Each line containing the word "React" needs to be copied.

begin Provided data

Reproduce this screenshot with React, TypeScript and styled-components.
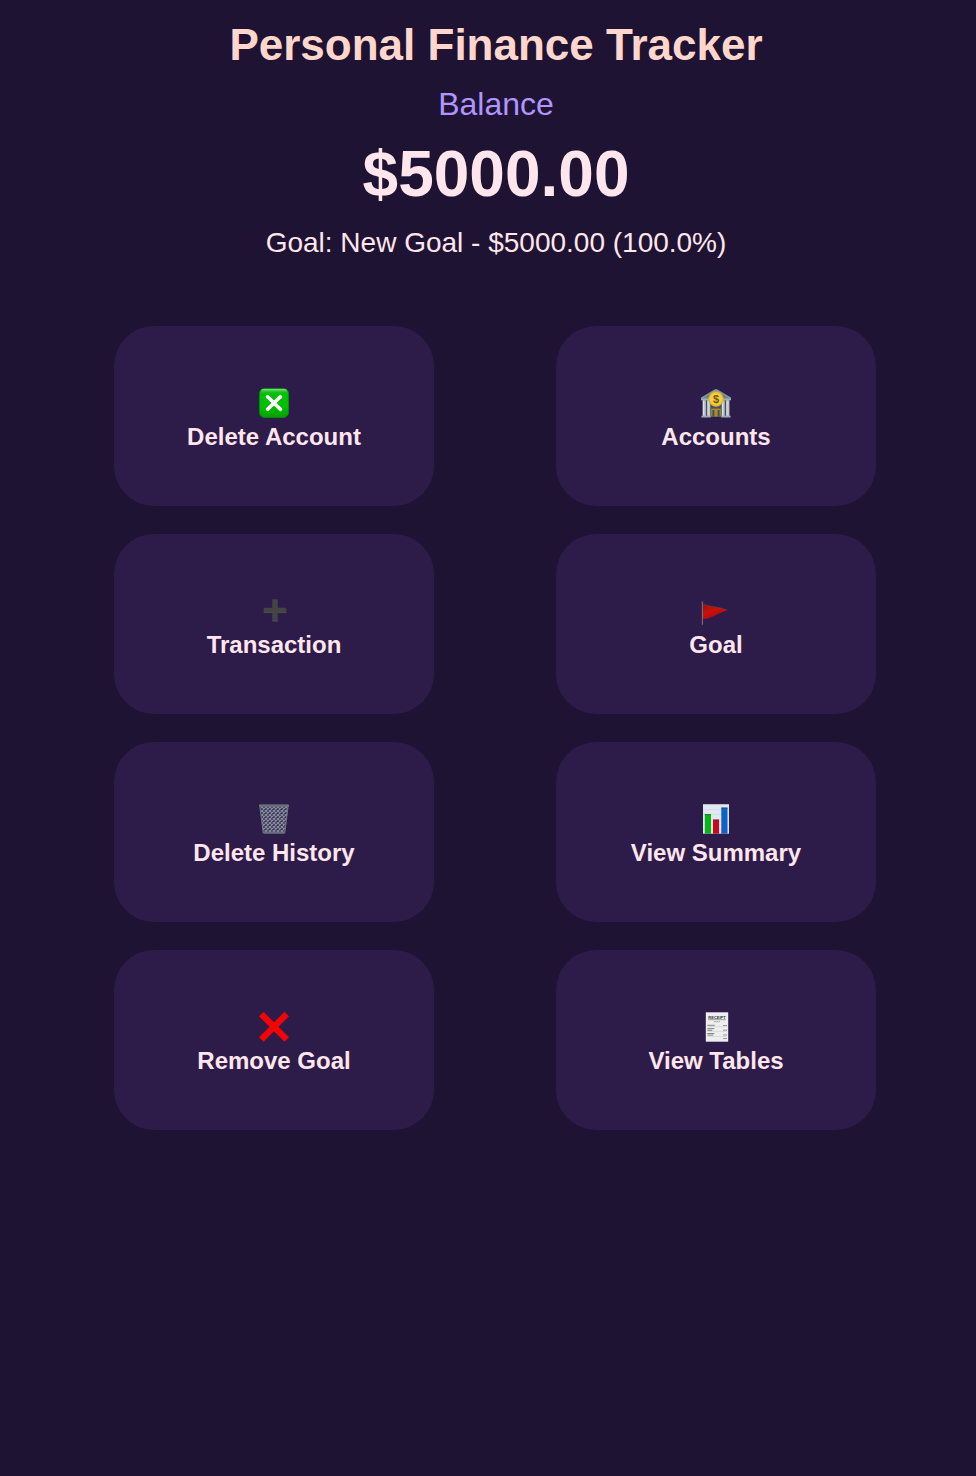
import React from "react";
import styled, { createGlobalStyle } from "styled-components";

const GlobalStyle = createGlobalStyle`
  *, *::before, *::after { box-sizing: border-box; }
  body {
    margin: 0;
    background: #1e1332;
    color: #ffe6ec;
    font-family: "Liberation Sans", Arial, Helvetica, sans-serif;
  }
`;

const Page = styled.main`
  min-height: 100vh;
  padding: 20px 0 20px 14px;
`;

const Header = styled.header`
  display: flex;
  flex-direction: column;
  align-items: center;
  gap: 16px;
  margin-bottom: 66px;
  padding: 0 14px 0 16px;
  text-align: center;
`;

const Title = styled.h1`
  margin: 0;
  color: #ffd6cc;
  font-size: 44px;
  line-height: 50px;
`;

const Subtitle = styled.h2`
  margin: 0;
  color: #b094ff;
  font-size: 32px;
  font-weight: 400;
  line-height: 36px;
`;

const Amount = styled.p`
  margin: 0;
  font-size: 64px;
  font-weight: 700;
  line-height: 72px;
`;

const GoalText = styled.p`
  margin: 0;
  font-size: 28px;
  line-height: 34px;
`;

const Actions = styled.nav`
  display: grid;
  grid-template-columns: repeat(2, minmax(0, 320px));
  justify-content: center;
  gap: 28px 122px;
`;

const ActionButton = styled.button`
  display: flex;
  flex-direction: column;
  align-items: center;
  justify-content: center;
  gap: 4px;
  min-height: 180px;
  padding: 6px 0 0;
  border: 0;
  border-radius: 40px;
  background: #2d1b4a;
  color: inherit;
  font-family: inherit;
  font-size: 24px;
  font-weight: 700;
  line-height: 28px;
  cursor: pointer;

  &:hover { background: #38225b; }
`;

const Icon = styled.svg.attrs({ viewBox: "0 0 32 32", "aria-hidden": true })`
  display: block;
  width: 32px;
  height: 32px;
`;

const CrossBoxIcon = () => (
  <Icon>
    <defs>
      <linearGradient id="box" x1="0" y1="0" x2="0" y2="1">
        <stop offset="0" stopColor="#35bd3b" />
        <stop offset="0.2" stopColor="#00c000" />
        <stop offset="0.65" stopColor="#00bd00" />
        <stop offset="1" stopColor="#00a000" />
      </linearGradient>
      <linearGradient id="shine" x1="0" y1="0" x2="0" y2="1">
        <stop offset="0" stopColor="#8ce08c" />
        <stop offset="1" stopColor="#00c000" stopOpacity="0" />
      </linearGradient>
    </defs>
    <rect x="1.4" y="1.4" width="29.2" height="29.2" rx="5.6" fill="url(#box)" stroke="#078d12" strokeWidth="0.8" />
    <rect x="2.8" y="2" width="26.4" height="4.5" rx="3" fill="url(#shine)" />
    <path d="M9.6 9.7 22.4 22.3M22.4 9.7 9.6 22.3" stroke="#fff" strokeWidth="3.7" strokeLinecap="round" />
  </Icon>
);

const BankIcon = () => (
  <Icon>
    <path d="M3 12h26v17H3z" fill="#46525f" />
    <path d="M1 10.5 15 2.3h2l14 8.2v2H1z" fill="#84979d" />
    <path d="M4 10.5 16 4l12 6.5z" fill="#657981" />
    <path d="M1 11.8h30v1.5H1z" fill="#a4b0b4" />
    <path d="M2.6 13.2h3.2v16H2.6zM7.3 13.2h3v16h-3zM21.7 13.2h3v16h-3zM26.2 13.2h3.2v16h-3.2z" fill="#bdc8ce" />
    <path d="M3.5 13.5v15M8 13.5v15M22.5 13.5v15M27 13.5v15" stroke="#e1e6e9" strokeWidth="0.8" />
    <path d="M11.2 21.6h9.6v8.1h-9.6z" fill="#b58a22" />
    <path d="M12.4 23h2v6.7h-2zM17.6 23h2v6.7h-2z" fill="#37556a" />
    <path d="M1.4 28.8h9.4v1.6H1.4zM21.2 28.8h9.4v1.6h-9.4z" fill="#9eabb0" />
    <circle cx="16" cy="12" r="7.4" fill="#f1ba20" stroke="#cfae42" strokeWidth="0.6" />
    <circle cx="16" cy="12" r="6" fill="#f7cf40" />
    <text x="16" y="15.8" textAnchor="middle" fontSize="11" fill="#705712">$</text>
  </Icon>
);

const PlusIcon = () => (
  <Icon>
    <path d="M14.3 4.2h5.5v8.6h8.5v5.3h-8.5v8.3h-5.5v-8.3H5.7v-5.3h8.6z" fill="#444445" />
    <path d="M5.7 17.6h8.6M19.8 17.6h8.5M14.3 25.9h5.5" stroke="#4c4c4e" />
  </Icon>
);

const FlagIcon = () => (
  <Icon>
    <defs>
      <linearGradient id="flag" x1="0" y1="0" x2="0.6" y2="1">
        <stop offset="0" stopColor="#960d0d" />
        <stop offset="0.5" stopColor="#cc110c" />
        <stop offset="1" stopColor="#a90707" />
      </linearGradient>
    </defs>
    <path d="M3 8.4C8 12.2 16 10.6 27.8 15.4 18.5 17 13.5 23.4 3 24.2z" fill="url(#flag)" />
    <path d="M3.5 9C8 12 16 10.8 26.5 15" fill="none" stroke="#85443f" strokeWidth="0.6" />
    <path d="M2.4 7v22.7" stroke="#747078" strokeWidth="1.1" />
    <circle cx="2.4" cy="7.2" r="0.9" fill="#59616e" />
  </Icon>
);

const TrashIcon = () => (
  <Icon>
    <defs>
      <pattern id="mesh" width="4" height="4" patternUnits="userSpaceOnUse">
        <path d="M0 0 4 4M4 0 0 4" stroke="#858c9e" strokeWidth="1.2" />
      </pattern>
    </defs>
    <path d="M1.8 3h28.4l-3.4 27H5.2z" fill="#3a3152" />
    <path d="M1.8 3h28.4l-3.4 27H5.2z" fill="url(#mesh)" stroke="#6c747e" strokeWidth="1" />
    <path d="M2 2.4h28" stroke="#7d878c" strokeWidth="1.9" strokeLinecap="round" />
    <path d="M2.5 2.8h27" stroke="#4b5360" strokeWidth="0.6" />
    <path d="M6.2 29.6h19.6" stroke="#697079" strokeWidth="1.8" strokeLinecap="round" />
  </Icon>
);

const ChartIcon = () => (
  <Icon>
    <path d="M3 1.3h26v29.4H3z" fill="#e1e8f0" />
    <path d="M3 1.7h26M3 6.5h26M3 11.5h26M3 16.5h26M3 21.5h26M3 26.5h26" stroke="#cbd6df" strokeWidth="0.5" />
    <path d="M4.8 11.2H11v19.5H4.8z" fill="#08b516" />
    <path d="M13 16.7h6.1v14H13z" fill="#c70b1d" />
    <path d="M21.3 4.7h6.2v26h-6.2z" fill="#0c63c5" />
    <path d="M4.8 11.6H11" stroke="#078923" />
    <path d="M13 17.1h6.1" stroke="#91192c" />
    <path d="M21.3 5.1h6.2" stroke="#164e91" />
  </Icon>
);

const CrossIcon = () => (
  <Icon>
    <path d="M3.3 3.1 28.7 28.5M28.7 3.1 3.3 28.5" stroke="#f40505" strokeWidth="6.4" />
  </Icon>
);

const ReceiptIcon = () => (
  <Icon>
    <path d="M5.8 1.3h22.4v29.4H5.8z" fill="#edeeed" />
    <text x="17" y="7.6" textAnchor="middle" fontSize="4" fontWeight="700" fill="#333438">RECEIPT</text>
    <path d="M8 8.7h18" stroke="#6b6c70" strokeWidth="0.6" />
    <path d="M14 10.7h6" stroke="#9a9b9d" strokeWidth="0.9" strokeDasharray="2 0.5" />
    <path d="M7.3 14.3h7.5M7.3 17.6h7M7.3 19.3h5M7.3 22.5h7M7.3 24.1h6" stroke="#77787b" strokeWidth="0.9" />
    <path d="M23 14.5h4M23 19.2h4M23 24h4M23 27.5h4" stroke="#808184" strokeWidth="0.8" />
    <path d="M7.3 15.6h19.4M7.3 20.5h19.4M7.3 25.5h19.4" stroke="#c9cacc" strokeWidth="0.5" />
  </Icon>
);

const actions = [
  { label: "Delete Account", Glyph: CrossBoxIcon },
  { label: "Accounts", Glyph: BankIcon },
  { label: "Transaction", Glyph: PlusIcon },
  { label: "Goal", Glyph: FlagIcon },
  { label: "Delete History", Glyph: TrashIcon },
  { label: "View Summary", Glyph: ChartIcon },
  { label: "Remove Goal", Glyph: CrossIcon },
  { label: "View Tables", Glyph: ReceiptIcon },
];

export default function App() {
  return (
    <>
      <GlobalStyle />
      <Page>
        <Header>
          <Title>Personal Finance Tracker</Title>
          <Subtitle>Balance</Subtitle>
          <Amount>$5000.00</Amount>
          <GoalText>Goal: New Goal - $5000.00 (100.0%)</GoalText>
        </Header>
        <Actions aria-label="Finance actions">
          {actions.map(({ label, Glyph }) => (
            <ActionButton key={label} type="button">
              <Glyph />
              <span>{label}</span>
            </ActionButton>
          ))}
        </Actions>
      </Page>
    </>
  );
}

end Provided data

** Written answer **
Reproduce this screenshot with React, TypeScript and styled-components.
import React from "react";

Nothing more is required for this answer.